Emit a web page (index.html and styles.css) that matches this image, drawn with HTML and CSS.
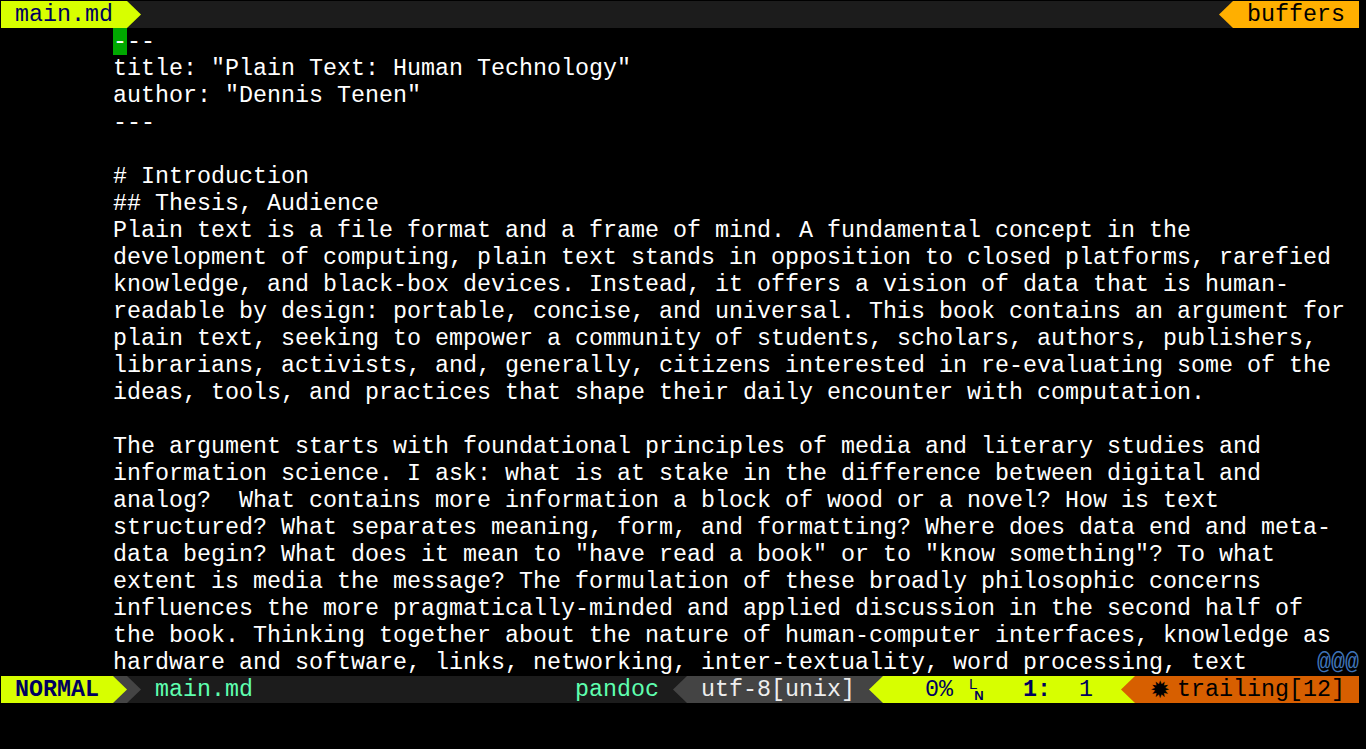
FILE: index.html
```html
<!DOCTYPE html>
<html>
<head>
<meta charset="utf-8">
<link rel="stylesheet" href="styles.css">
</head>
<body>
<div class="screen">
  <div class="tabline">
    <span class="seg tab-sel"> main.md </span>
    <span class="sep bg-fill"><i class="tri-r c-yellow"></i></span>
    <span class="tab-fill"></span>
    <span class="sep bg-fill"><i class="tri-l c-amber"></i></span>
    <span class="seg tab-buffers"> buffers </span>
  </div>

  <div class="buffer">
    <div class="line"><span class="cursor">-</span>--</div>
    <div class="line">title: "Plain Text: Human Technology"</div>
    <div class="line">author: "Dennis Tenen"</div>
    <div class="line">---</div>
    <div class="line"></div>
    <div class="line"># Introduction</div>
    <div class="line">## Thesis, Audience</div>
    <div class="line">Plain text is a file format and a frame of mind. A fundamental concept in the</div>
    <div class="line">development of computing, plain text stands in opposition to closed platforms, rarefied</div>
    <div class="line">knowledge, and black-box devices. Instead, it offers a vision of data that is human-</div>
    <div class="line">readable by design: portable, concise, and universal. This book contains an argument for</div>
    <div class="line">plain text, seeking to empower a community of students, scholars, authors, publishers,</div>
    <div class="line">librarians, activists, and, generally, citizens interested in re-evaluating some of the</div>
    <div class="line">ideas, tools, and practices that shape their daily encounter with computation.</div>
    <div class="line"></div>
    <div class="line">The argument starts with foundational principles of media and literary studies and</div>
    <div class="line">information science. I ask: what is at stake in the difference between digital and</div>
    <div class="line">analog?  What contains more information a block of wood or a novel? How is text</div>
    <div class="line">structured? What separates meaning, form, and formatting? Where does data end and meta-</div>
    <div class="line">data begin? What does it mean to "have read a book" or to "know something"? To what</div>
    <div class="line">extent is media the message? The formulation of these broadly philosophic concerns</div>
    <div class="line">influences the more pragmatically-minded and applied discussion in the second half of</div>
    <div class="line">the book. Thinking together about the nature of human-computer interfaces, knowledge as</div>
    <div class="line last"><span class="last-text">hardware and software, links, networking, inter-textuality, word processing, text</span><span class="nontext">@@@</span></div>
  </div>

  <div class="statusline">
    <span class="seg sec-a"> NORMAL </span>
    <span class="sep bg-b"><i class="tri-r c-yellow"></i></span>
    <span class="sep bg-fill"><i class="tri-r c-b"></i></span>
    <span class="seg sec-c"> main.md</span>
    <span class="seg sec-x">pandoc </span>
    <span class="sep bg-fill"><i class="tri-l c-b"></i></span>
    <span class="seg sec-y"> utf-8[unix] </span>
    <span class="sep bg-b"><i class="tri-l c-yellow"></i></span>
    <span class="seg sec-z">   0% <span class="ln-sym"><span class="ln-l">L</span><span class="ln-n">N</span></span>   <b>1:</b>  1  </span>
    <span class="sep bg-yellow"><i class="tri-l c-orange"></i></span>
    <span class="seg sec-warn"> <span class="star">✹</span>trailing[12] </span>
  </div>

  <div class="cmdline"></div>
</div>
</body>
</html>
```

FILE: styles.css
```css
html, body {
  margin: 0;
  background: #000000;
}

body {
  padding: 1px 0 0 1px;
  height: 748px;
  overflow: hidden;
  font-family: "Liberation Mono", "DejaVu Sans Mono", monospace;
  font-size: 23.333px;
  line-height: 27px;
  color: #ffffff;
}

.screen {
  width: 1358px;
  display: flex;
  flex-direction: column;
}

.seg {
  white-space: pre;
  height: 27px;
  padding-top: 1px;
  box-sizing: border-box;
  display: inline-block;
}

.sep {
  display: inline-block;
  width: 14px;
  height: 27px;
  flex: none;
}

.sep i {
  display: block;
  width: 100%;
  height: 100%;
}

.tri-r { clip-path: polygon(0 0, 100% 50%, 0 100%); }
.tri-l { clip-path: polygon(100% 0, 0 50%, 100% 100%); }

.c-yellow { background: #d7ff00; }
.c-amber { background: #ffaf00; }
.c-b { background: #444444; }
.c-orange { background: #d75f00; }

.bg-fill { background: #1c1c1c; }
.bg-b { background: #444444; }
.bg-yellow { background: #d7ff00; }

/* tabline */
.tabline {
  display: flex;
  height: 27px;
}

.tab-sel {
  background: #d7ff00;
  color: #00005f;
}

.tab-fill {
  flex: 1;
  background: #1c1c1c;
}

.tab-buffers {
  background: #ffaf00;
  color: #000000;
}

/* buffer */
.buffer {
  display: flex;
  flex-direction: column;
}

.line {
  height: 27px;
  padding-top: 1px;
  box-sizing: border-box;
  padding-left: 112px;
  white-space: pre;
  color: #ffffff;
}

.line.last {
  display: flex;
}

.last-text {
  flex: 1;
}

.nontext {
  color: #3f74b8;
}

.cursor {
  display: inline-block;
  vertical-align: top;
  height: 27px;
  margin-top: -1px;
  padding-top: 1px;
  box-sizing: border-box;
  background: #00a800;
  color: #ffffff;
}

/* status line */
.statusline {
  display: flex;
  height: 27px;
}

.sec-a {
  background: #d7ff00;
  color: #00005f;
  font-weight: bold;
}

.sec-c {
  flex: 1;
  background: #1c1c1c;
  color: #5fffaf;
}

.sec-x {
  background: #1c1c1c;
  color: #5fffaf;
}

.sec-y {
  background: #444444;
  color: #eeeeee;
}

.sec-z {
  background: #d7ff00;
  color: #00005f;
}

.sec-z b {
  font-weight: bold;
}

.ln-sym {
  display: inline-flex;
  flex-direction: row;
  width: 14px;
  height: 25px;
  vertical-align: top;
  font-family: "Liberation Sans", sans-serif;
  padding-left: 2px;
  box-sizing: border-box;
}

.ln-l {
  align-self: flex-start;
  margin-top: 1px;
  font-size: 15px;
  line-height: 12px;
  letter-spacing: -3px;
}

.ln-n {
  align-self: flex-end;
  margin-bottom: 1px;
  font-size: 13px;
  line-height: 11px;
  font-weight: bold;
  flex: none;
}

.sec-warn {
  background: #d75f00;
  color: #000000;
}

.star {
  display: inline-block;
  width: 28px;
  font-family: "DejaVu Sans", sans-serif;
  font-size: 24px;
  line-height: 26px;
  padding-left: 1px;
  box-sizing: border-box;
  vertical-align: top;
}

.cmdline {
  height: 27px;
}
```
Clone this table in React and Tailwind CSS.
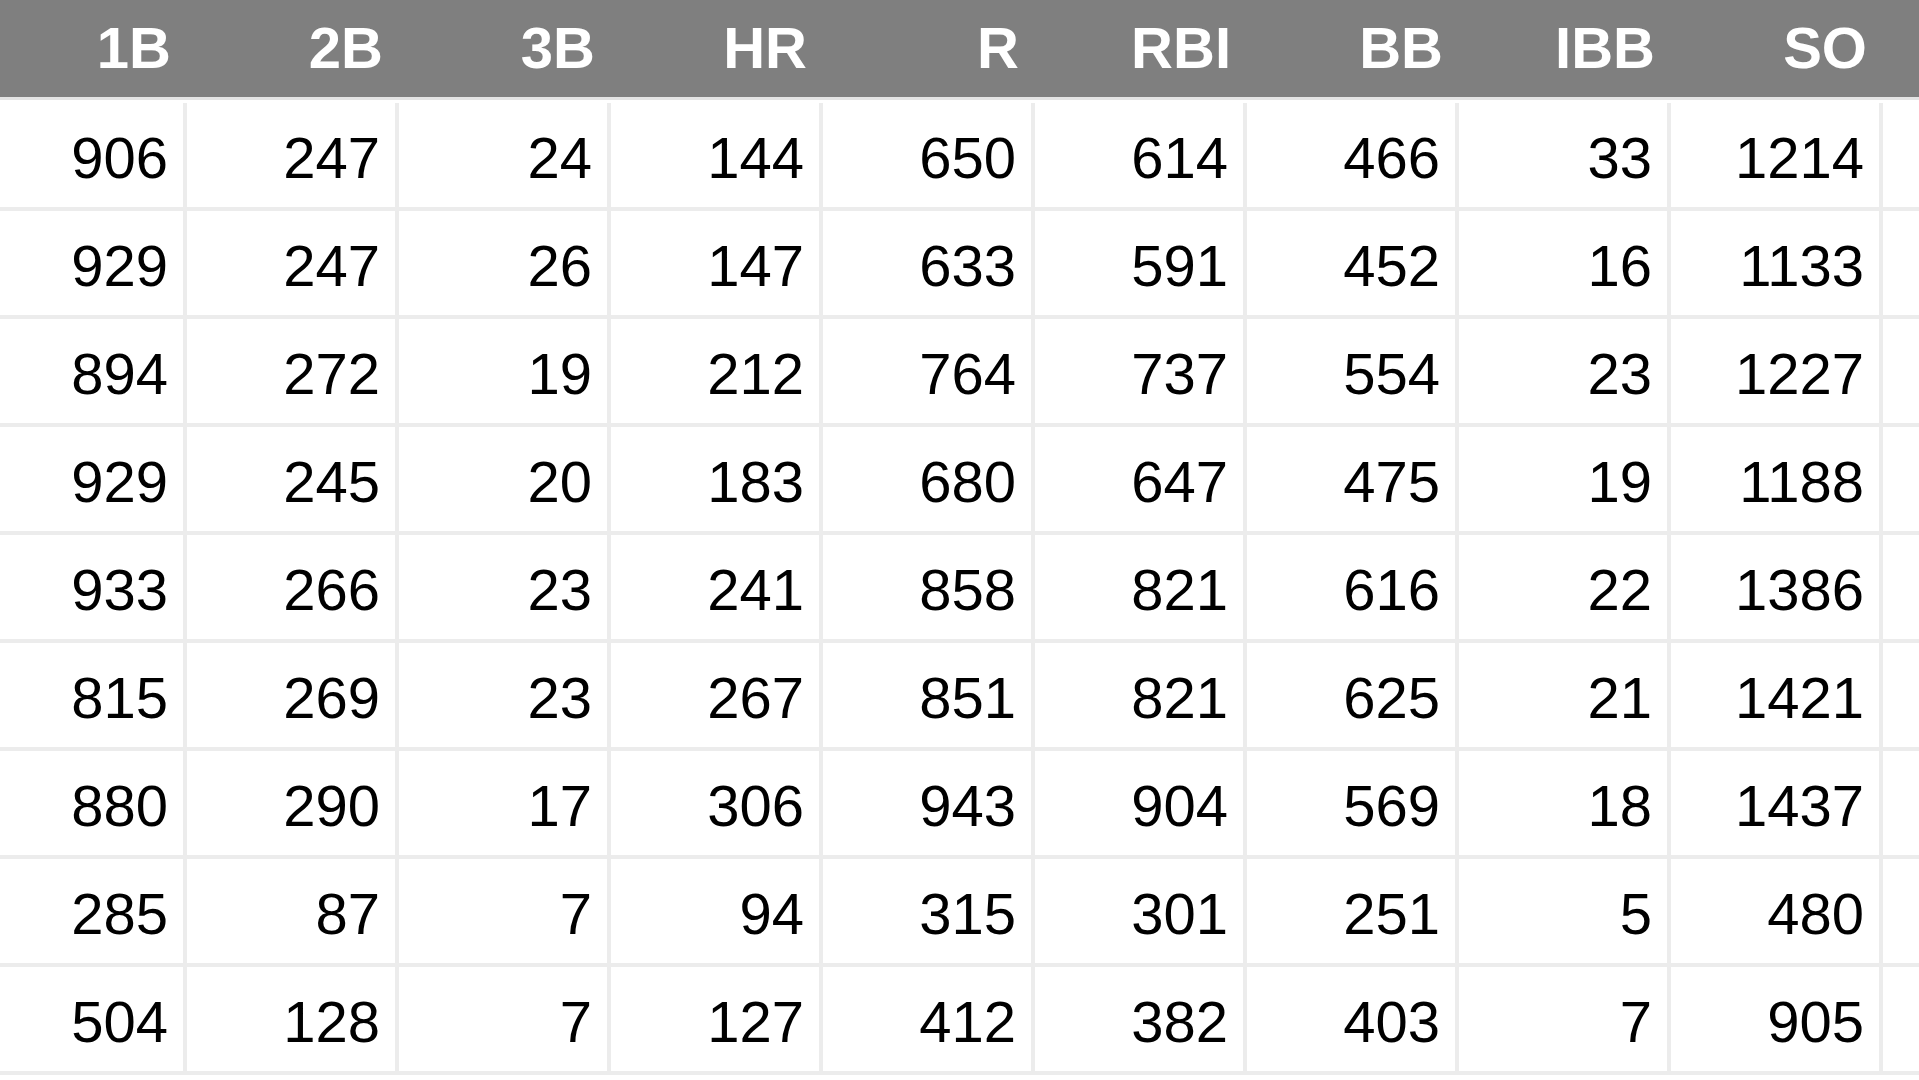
import React from 'react'

const headers = ['1B', '2B', '3B', 'HR', 'R', 'RBI', 'BB', 'IBB', 'SO']

const rows = [
  [906, 247, 24, 144, 650, 614, 466, 33, 1214],
  [929, 247, 26, 147, 633, 591, 452, 16, 1133],
  [894, 272, 19, 212, 764, 737, 554, 23, 1227],
  [929, 245, 20, 183, 680, 647, 475, 19, 1188],
  [933, 266, 23, 241, 858, 821, 616, 22, 1386],
  [815, 269, 23, 267, 851, 821, 625, 21, 1421],
  [880, 290, 17, 306, 943, 904, 569, 18, 1437],
  [285, 87, 7, 94, 315, 301, 251, 5, 480],
  [504, 128, 7, 127, 412, 382, 403, 7, 905],
]

function App() {
  return (
    <div className="w-[1919px] h-[1080px] overflow-hidden bg-white font-['Liberation_Sans',Arial,sans-serif]">
      {/* header bar */}
      <div className="flex h-[100px] bg-[#7f7f7f] border-b-[3px] border-[#e4e4e4]">
        {headers.map((h, i) => (
          <div
            key={h}
            className={(i === 0 ? 'w-[187px]' : 'w-[212px]') + ' shrink-0 flex items-center justify-end pr-[16px] pb-[2px] text-white font-bold text-[58px] leading-none'}
          >
            {h}
          </div>
        ))}
      </div>

      <div className="mt-[3px]">
        {rows.map((r, ri) => (
          <div key={ri} className="flex h-[108px] border-b-4 border-[#ececec]">
            {r.map((v, i) => (
              <div
                key={i}
                className={(i === 0 ? 'w-[187px]' : 'w-[212px]') + ' shrink-0 flex items-center justify-end pr-[15px] pt-[6px] border-r-4 border-[#ececec] text-black text-[58px] leading-none'}
              >
                {v}
              </div>
            ))}
            <div className="flex-1" />
          </div>
        ))}
      </div>
    </div>
  )
}

export default App
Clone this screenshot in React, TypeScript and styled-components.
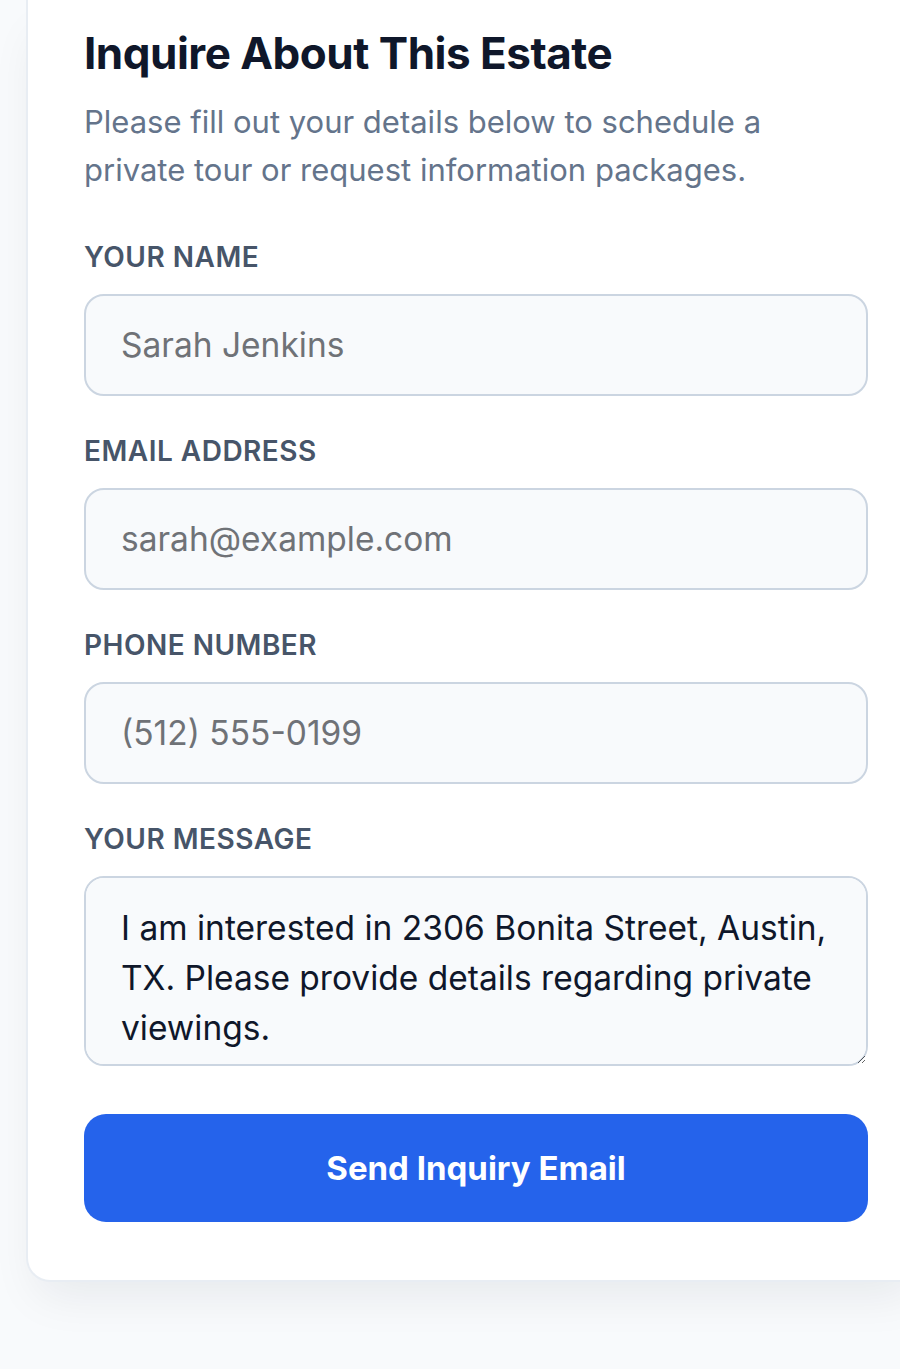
import React from 'react';
import styled, { createGlobalStyle } from 'styled-components';

const GlobalStyle = createGlobalStyle`
  html, body {
    margin: 0;
    padding: 0;
    background: #f8fafc;
    overflow-x: hidden;
  }

  body {
    font-family: Inter, "Noto Sans", sans-serif;
    -webkit-font-smoothing: antialiased;
  }

  * {
    box-sizing: border-box;
  }
`;

const StyledPage = styled.div`
  width: 100%;
  min-height: 1369px;
  padding: 0 0 0 26px;
  display: flex;
`;

const StyledCard = styled.section`
  width: 900px;
  flex-shrink: 0;
  align-self: flex-start;
  background: #fff;
  border: 2px solid #e8edf3;
  border-top: none;
  border-right: none;
  border-radius: 0 0 0 24px;
  box-shadow: 0 24px 48px -12px rgba(15, 23, 42, 0.08);
  padding: 25px 58px 58px 56px;
`;

const StyledTitle = styled.h2`
  margin: 0;
  font-size: 44px;
  line-height: 56px;
  font-weight: 700;
  color: #0f172a;
  letter-spacing: -0.5px;
`;

const StyledLead = styled.p`
  margin: 17px 0 0;
  width: 784px;
  font-size: 31px;
  line-height: 48px;
  color: #64748b;
`;

const StyledForm = styled.form`
  width: 784px;
  margin-top: 45px;
  display: flex;
  flex-direction: column;
`;

const StyledField = styled.label`
  display: flex;
  flex-direction: column;
  gap: 19px;
  margin-bottom: 37px;

  span {
    font-size: 28px;
    line-height: 36px;
    font-weight: 600;
    color: #475569;
    text-transform: uppercase;
    letter-spacing: 0.5px;
  }
`;

const fieldBase = `
  width: 100%;
  border: 2px solid #cbd5e1;
  border-radius: 20px;
  background: #f8fafc;
  font-family: Inter, "Noto Sans", sans-serif;
  font-size: 33.5px;
  color: #0f172a;
  outline: none;

  &::placeholder {
    color: #6f7277;
  }
`;

const StyledInput = styled.input`
  ${fieldBase}
  height: 102px;
  padding: 0 35px;
`;

const StyledTextArea = styled.textarea`
  ${fieldBase}
  display: block;
  height: 190px;
  padding: 25px 35px;
  line-height: 50px;
`;

const StyledButton = styled.button`
  margin-top: 11px;
  height: 108px;
  width: 100%;
  border: none;
  border-radius: 22px;
  background: #2563eb;
  color: #fff;
  font-family: Inter, "Noto Sans", sans-serif;
  font-size: 33px;
  font-weight: 700;
  cursor: pointer;
`;

export default function App() {
  return (
    <>
      <GlobalStyle />
      <StyledPage>
        <StyledCard>
          <StyledTitle>Inquire About This Estate</StyledTitle>
          <StyledLead>
            Please fill out your details below to schedule a private tour or request information packages.
          </StyledLead>
          <StyledForm onSubmit={(e) => e.preventDefault()}>
            <StyledField>
              <span>Your Name</span>
              <StyledInput type="text" placeholder="Sarah Jenkins" />
            </StyledField>
            <StyledField>
              <span>Email Address</span>
              <StyledInput type="email" placeholder="sarah@example.com" />
            </StyledField>
            <StyledField>
              <span>Phone Number</span>
              <StyledInput type="tel" placeholder="(512) 555-0199" />
            </StyledField>
            <StyledField>
              <span>Your Message</span>
              <StyledTextArea
                defaultValue="I am interested in 2306 Bonita Street, Austin, TX. Please provide details regarding private viewings."
              />
            </StyledField>
            <StyledButton type="submit">Send Inquiry Email</StyledButton>
          </StyledForm>
        </StyledCard>
      </StyledPage>
    </>
  );
}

* SHORT EXERCISE: Tally the lines above that contain the word "React", and reply with only the number.

* RESPONSE: 4